しかし、教室は通常、講義を前提に設計されており、机・椅子を含めて飲食に適した快適さを持つわけではない。例えば間接照明などを併設し、光環境だけでも一時的に調節可能にすれば、学生が緊張を解いて食事をする環境に改善できる。音や匂いなども関係するので、光に関する個別の実験と他の環境要因との複合実験を行い、教室の環境条件が飲食に与える効果を検証している。

「特定の使い方しか想定されていなかった場所が、その状況や時間によって異なる行為の空間になることがあります。くつろぐための自宅の居室が、ある時間帯はオフィスとして利用される──なども一例です。その場合、環境を整えるためには照明が可変的であるのが手っ取り早いはずです」(小林さん)

大学キャンバスの教室における複合環境の実験の様子、および同実験の条件。教室における飲食時には匂いや音に対する違和感が生じやすい。その低減のためには光・音・匂いを同時に変化させると効果を得やすいと分かった(「大学でのコンビニ昼食の利用実態に 基づいた教室内の環境改善の検討/2020年」より抜粋)

経営者の視点と利用客の視点を切り分けて計画する

最新の研究では、飲食店の照明デザインの評価に関して、利用客の視点と経営者の視点をきちんと切り分けることを試みている。メーカーの資料やメディアなどで紹介されている店舗情報を見ると、設計者やデザイナー、プランナー自身による説明を含め、どちらの視点で表現されているかが混じり合ってしまっているからだ。

というのは、ゆっくりと長居したい利用客と、売り上げのためにある程度は回転率を上げたい経営者とでは、デザインに対する満足度は必ずしも一致しない。その飲食店の業態にふさわしい在り方を考慮し、説明の仕方を整理しないと誰の視点で「いい悪い」を言っているのかが分かりにくい。結果として、誰のためにどうデザインされた空間なのかが曖昧になってしまう。

「照明メーカーの提案は、どちらかというと経営者に寄った視点です。集客に貢献する華やかさや、そのためのシャンデリアやブラケットなどの器具の効果を強調しますが、必ずしもそのことを自覚しているわけではありません。一方、利用客が本当に重視するのは着席してからの一定時間を快適に過ごせるかどうかです。見た目の華やかさや装飾的な照明器具よりも、もっと大局的な光の分布が関係してきます」(小林さん)

リピート客を優先したいか、または一度きりの観光客にアピールしたいかなどターゲットや業態によってバランスは異なる。「きちんと切り分け、綿密に計画した方が合理的であるはずです」と小林さんは強調する。

今後、きめの細かな照明演出は、制御の自動化などによって進展する可能性がある。
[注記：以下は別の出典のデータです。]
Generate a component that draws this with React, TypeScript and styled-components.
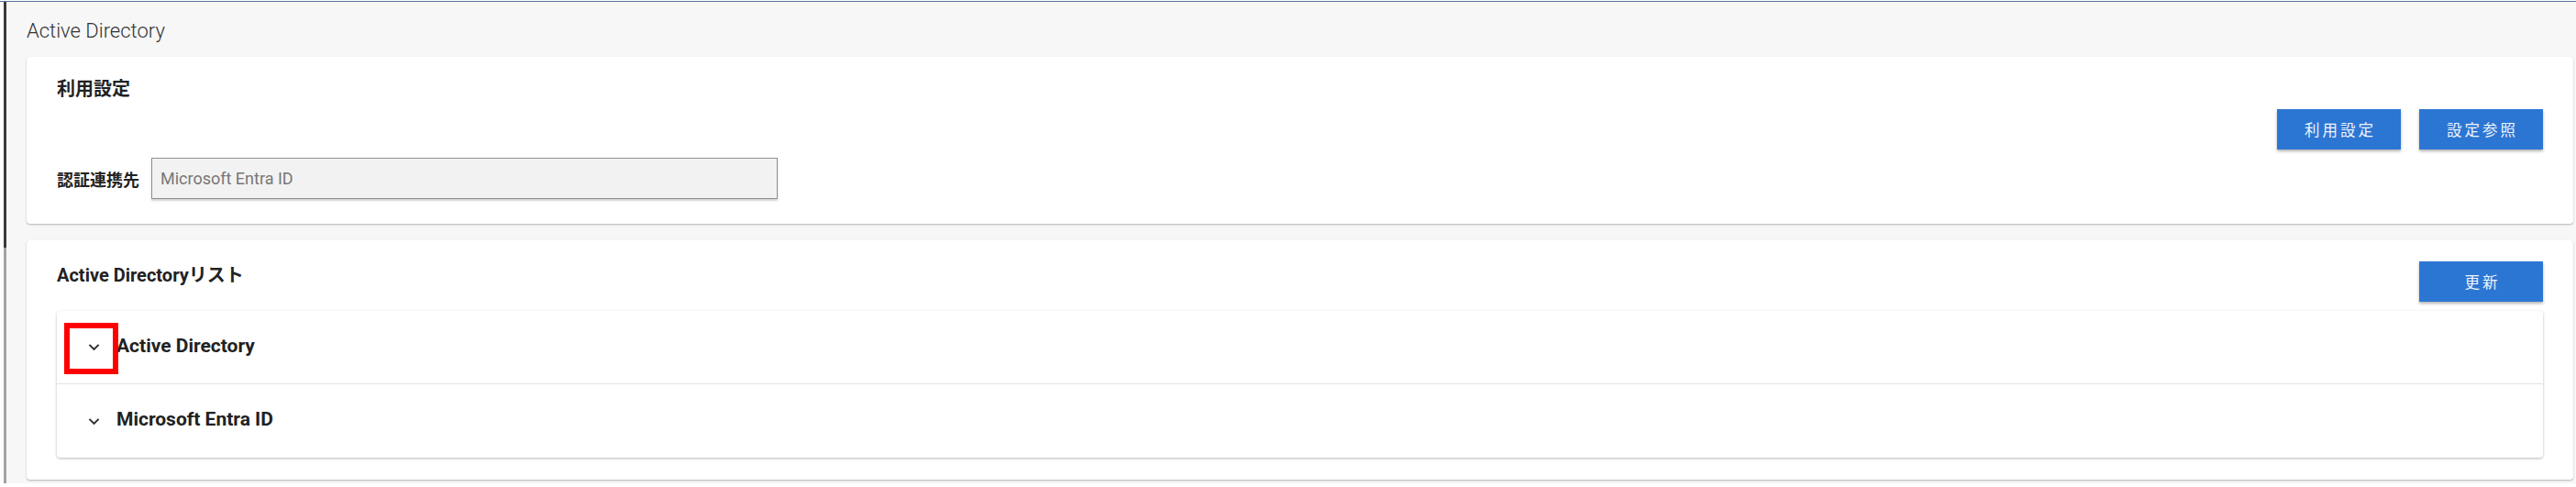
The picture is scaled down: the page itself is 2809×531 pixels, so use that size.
import React from "react";
import styled, { createGlobalStyle } from "styled-components";

const GlobalStyle = createGlobalStyle`
  body {
    margin: 0;
    background: #ffffff;
    font-family: Roboto, "Noto Sans CJK JP", sans-serif;
    color: #222222;
  }
  * {
    box-sizing: border-box;
  }
`;

const Shell = styled.div`
  margin-top: 1px;
  border-top: 1px solid #5a7399;
  padding-left: 4px;
`;

const Frame = styled.div`
  background: linear-gradient(#3a3a3a, #3a3a3a) left top / 3px 268px no-repeat,
    linear-gradient(#a2a2a2, #a2a2a2) left top / 3px 100% no-repeat, #f7f7f7;
  padding: 0 3px 4px 25px;
`;

const PageTitle = styled.h1`
  margin: 0;
  padding: 19px 0 15px;
  font-size: 22px;
  line-height: 26px;
  font-weight: 300;
  color: #333333;
`;

const Card = styled.section<{ $gap?: number }>`
  background: #ffffff;
  border-radius: 4px;
  box-shadow: 0 1px 2px rgba(0, 0, 0, 0.28);
  margin-top: ${(p) => p.$gap ?? 0}px;
`;

const SettingsCard = styled(Card)`
  display: flex;
  justify-content: space-between;
  padding: 21px 33px 27px 33px;
`;

const ListCard = styled(Card)`
  padding: 23px 33px 24px 33px;
`;

const SectionTitle = styled.h2`
  margin: 0;
  font-size: 20px;
  line-height: 28px;
  font-weight: 700;
  color: #222222;
`;

const LeftColumn = styled.div`
  display: flex;
  flex-direction: column;
`;

const FieldRow = styled.div`
  display: flex;
  align-items: center;
  gap: 13px;
  margin-top: 61px;
`;

const FieldLabel = styled.label`
  font-size: 18px;
  font-weight: 700;
  color: #222222;
`;

const ReadOnlyInput = styled.div`
  width: 683px;
  height: 45px;
  display: flex;
  align-items: center;
  padding-left: 9px;
  background: #f2f2f2;
  border: 1px solid #8f8f8f;
  box-shadow: 0 2px 2px rgba(0, 0, 0, 0.18);
  font-size: 18px;
  color: #777777;
`;

const ButtonGroup = styled.div<{ $offset?: number }>`
  display: flex;
  gap: 20px;
  margin-top: ${(p) => p.$offset ?? 0}px;
`;

const PrimaryButton = styled.button`
  width: 135px;
  height: 44px;
  border: none;
  border-radius: 0;
  background: #2c76d3;
  color: #eef4fc;
  font-family: Roboto, "Noto Sans CJK JP", sans-serif;
  font-size: 16.5px;
  letter-spacing: 3px;
  padding: 0 0 0 3px;
  box-shadow: 0 2px 3px rgba(0, 0, 0, 0.3);
  cursor: pointer;
`;

const ListHeader = styled.div`
  display: flex;
  justify-content: space-between;
  align-items: flex-start;

  & > h2 {
    margin-top: 1px;
  }
`;

const ListPanel = styled.div`
  margin-top: 10px;
  background: #ffffff;
  border-radius: 4px;
  box-shadow: 0 1px 3px rgba(0, 0, 0, 0.28);
`;

const ListRow = styled.div<{ $last?: boolean }>`
  position: relative;
  height: 80px;
  display: flex;
  align-items: center;
  gap: 13px;
  padding-left: 29px;
  border-bottom: ${(p) => (p.$last ? "none" : "1px solid #e2e2e2")};
`;

const RowLabel = styled.span`
  font-size: 21px;
  line-height: 24px;
  font-weight: 700;
  color: #222222;
  margin-bottom: 4px;
`;

const Highlight = styled.div`
  position: absolute;
  left: 8px;
  top: 13px;
  width: 59px;
  height: 56px;
  border: 6px solid #ff0000;
  pointer-events: none;
`;

const Chevron = () => (
  <svg width="23" height="23" viewBox="0 0 24 24" aria-hidden="true">
    <path
      d="M16.59 8.59L12 13.17 7.41 8.59 6 10l6 6 6-6z"
      fill="#2e2e2e"
    />
  </svg>
);

const directories = [
  { name: "Active Directory", marked: true },
  { name: "Microsoft Entra ID", marked: false },
];

const App = () => (
  <>
    <GlobalStyle />
    <Shell>
      <Frame>
        <PageTitle>Active Directory</PageTitle>
        <SettingsCard>
          <LeftColumn>
            <SectionTitle>利用設定</SectionTitle>
            <FieldRow>
              <FieldLabel>認証連携先</FieldLabel>
              <ReadOnlyInput>Microsoft Entra ID</ReadOnlyInput>
            </FieldRow>
          </LeftColumn>
          <ButtonGroup $offset={36}>
            <PrimaryButton>利用設定</PrimaryButton>
            <PrimaryButton>設定参照</PrimaryButton>
          </ButtonGroup>
        </SettingsCard>
        <ListCard $gap={18}>
          <ListHeader>
            <SectionTitle>Active Directoryリスト</SectionTitle>
            <PrimaryButton>更新</PrimaryButton>
          </ListHeader>
          <ListPanel>
            {directories.map((d, i) => (
              <ListRow key={d.name} $last={i === directories.length - 1}>
                {d.marked && <Highlight />}
                <Chevron />
                <RowLabel>{d.name}</RowLabel>
              </ListRow>
            ))}
          </ListPanel>
        </ListCard>
      </Frame>
    </Shell>
  </>
);

export default App;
個人の体調や感情に寄り添い、その兆しを読み取って光環境が自然と変わるようになれば、照明計画の多様性を改めて意識する機会になる。カメラ映像やセンサーを用いる生体モニタリング、その状態を判定するAI(人工知能)などがそれを可能にし得る。「調光・調色のコントロール機能はメーカーが提案しても、最初はユーザーも関心を示すかもしれませんが、徐々に使われなくなる傾向があります。そのため、自動化を期待した方が良いと考えています」(小林さん)

「感覚的には、光の効果は本来持っている可能性のごく一部しか語られていないように感じます。光は言語化が難しく、意識の及ばない領域に作用し、その影響は一定ではありません。より広い視点で光の効果を探求することで、新たな発見が生まれると信じています。そうした取り組みにより、照明デザインの幅がさらに拡大していくことでしょう」と小林さんは語る。

小林茂雄
小林茂雄(こばやし・しげお)

東京都市大学建築都市デザイン学部建築学科教授。1993年に東京工業大学大学院総合理工学研究修了後、同大学院助手、武蔵工業大学工学部准教授などを経て、2011年より現職。研究テーマは、建築と都市の光環境計画と評価、空間心理、環境とコミュニケーションなど。照明計画では、気仙沼内湾ウォーターフロント(共同:ぼんぼり光環境計画)などに関わる。